There are a number of different kinds of intellectual property: (1) original ideas and concepts, (2) ideas and concepts that result in inventions, (3) creative expression of ideas and concepts, (4) brand names and other brand indicia (like logos, designs, etc.), and (5) certain personal rights, including (a) the right to use our names and likenesses and voices for commercial purposes, and (b) not allowing others to destroy the integrity of the way we express ourselves creatively.
Each of these, and the rights in them, is legally differently. Some are protected only under state laws, some only under federal law, and some under both. Internationally, each country has its own laws, although there is some harmony between the patent, copyright and trademark laws of most countries. The following discussion is limited to U.S protection.

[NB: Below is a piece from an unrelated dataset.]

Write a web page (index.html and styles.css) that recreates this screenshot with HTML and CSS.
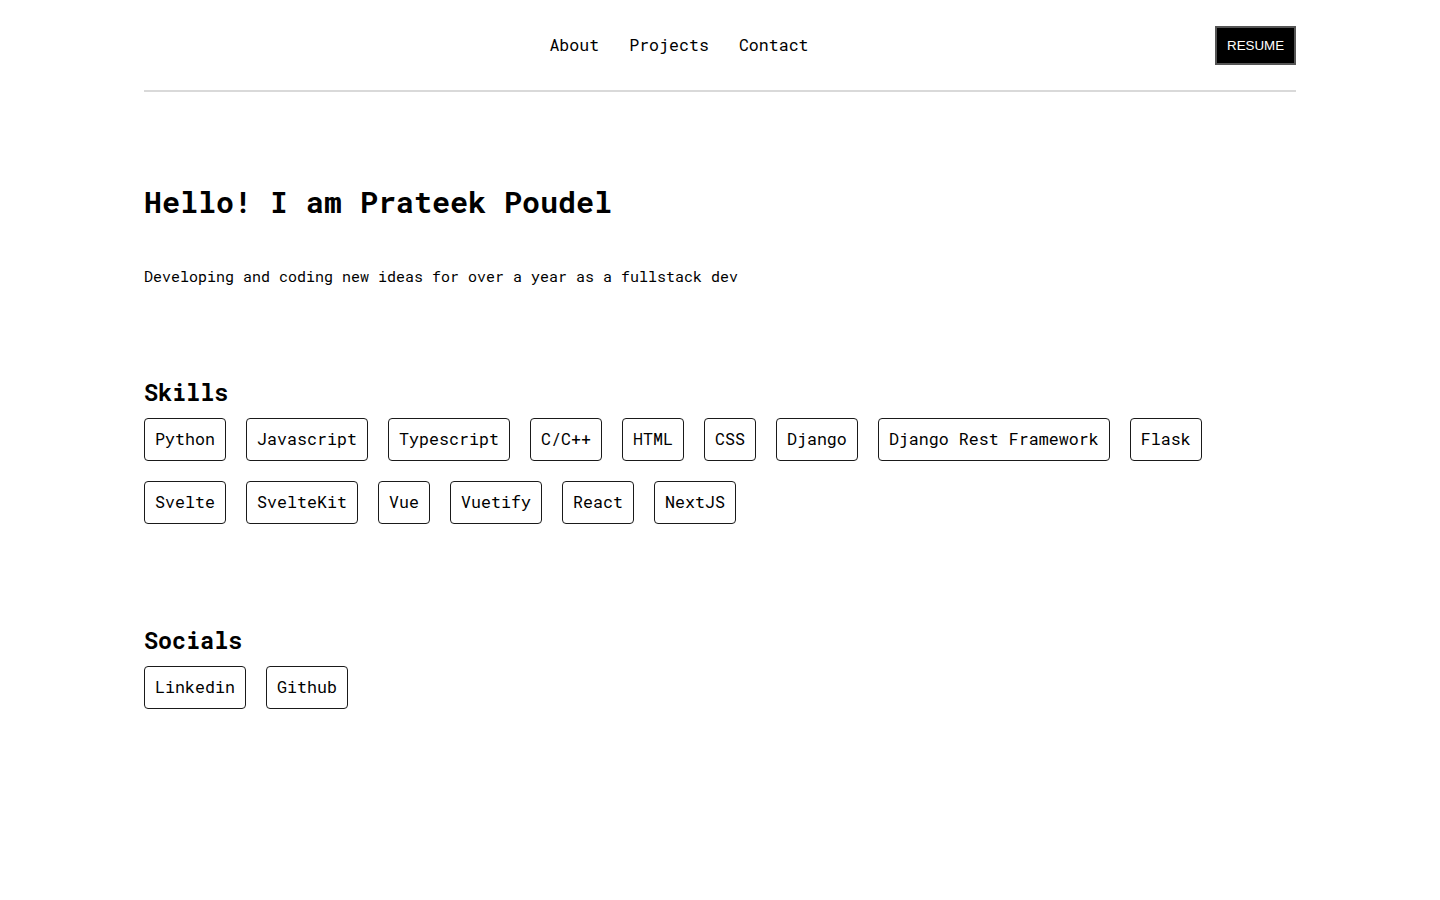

(1) Original Ideas and Concepts. These get almost no protection and what little there is varies from state to state, with no federal protection unless the idea or concept satisfies the requirements for federal patent protection. The Copyright Act expressly excludes concepts and ideas; I can’t tell you how often I have to sadly inform a client or prospective client that I can’t copyright a concept, no matter how brilliant and creative. And contrary to popular belief, merely identifying an idea or concept as “proprietary” does not create any legal rights. Some states will protect original ideas and concepts if there is an agreement between the parties in which it is agreed that the idea or concept is original and has to be kept confidential. Most states require that the agreement be written and entered into before the idea or concept is disclosed to the party charged with keeping it secret. Some states require that the idea or concept be more than merely original – that it also be “novel.” In some states, like New York, there is some older law that protected ideas for television formats and concepts, but that has been eroded over the years. California now requires written confidentiality agreements, and there is recent law indicating that the idea or concept has to be a “trade secret” as defined under the Uniform Trade Secrets Act. The bottom line is that before you give away your great new ideas and concepts, make sure you find out and do what the law requires. Because once the “secret” is out, it’s out. And there goes your protection.
(2) Inventions. These are the subject of patent law, which is only federal. A patent grants a bundle of exclusive rights in inventions, which are defined as ideas, concepts, functionality, methods and processes that are “novel,” “non-obvious” and “useful” as well as novel designs of useful articles. The monopoly created by patent law is the strongest in our law, and thus patents are hard and expensive to get and are for a limited duration. There are very stringent requirements for obtaining patent protection and the process is expensive and usually quite long – from start to finish could be over a decade. And even if you are issued a patent, it is subject to challenge. Merely filing for patent protection does not create any rights; while it allows you to identify the subject of the patent application as being “patent pending” all that does is put the public on notice that if the patent issues, anyone who has been commercially exploiting something covered by the patent may be liable for patent infringement and money damages dating back to when the notice was provided. If you are lucky enough to get patent protection, it can be a very powerful and lucrative tool. Given the expense and length of time in obtaining a patent, there is always a cost/benefit analysis required before embarking on that route. Useful information about patents can be found on the US Patent and Trademark Office website, www.uspto.gov.
(3) Expressing Ideas. How we express our ideas and concepts creatively is protected by copyright law if the expression is “original” (not copied substantially from another source) and not ephemeral in nature—it has to be “fixed” in a “tangible medium.” Since 1978, copyright protection is federal alone (with some exceptions). The subject matter of copyright is listed in Section 102 of the federal Copyright Act, and includes everything we refer to as “content” in the entertainment industry (text, still images, video and film, music, choreography, and more (maps, choreography, software programs, graphs, pantomime and architecture). Copyright rights are created from the moment the copyrightable subject matter (called “works”) are created and fixed – registration is voluntary but necessary to acquire certain valuable rights and to file copyright infringement lawsuits. The exclusive rights under copyright are the rights to reproduce (make copies) of the work, to make derivatives of the work and copies of the derivatives), and to publicly perform, publicly display, distribute and transmit the work and its derivatives. These rights are “divisible,” meaning that they can be broken up in different ways and each right can be owned separately. For example, the author of a novel can grant licenses to different persons to respectively make a theatrical film, a television series, a television movie, a Broadway play, a sequel or prequel, and so on. If the license is exclusive, the exclusive licensee is the “owner” of that right (I will be posting a separate article about licensing). Ownership is a major issue under copyrights, with lots of rules and exceptions to rules. An important point to keep in mind is that copyrightable work product created by employees is owned by the employer, but work product created in whole or part by non-employees is owned by the non-employee unless there is a written document signed by the non-employee making it clear that the work being created is a work for hire and in any event all of the non-employee’s rights in the work is being assigned and upon completion will be assigned. This assignment language is necessary since not every work is a work made for hire.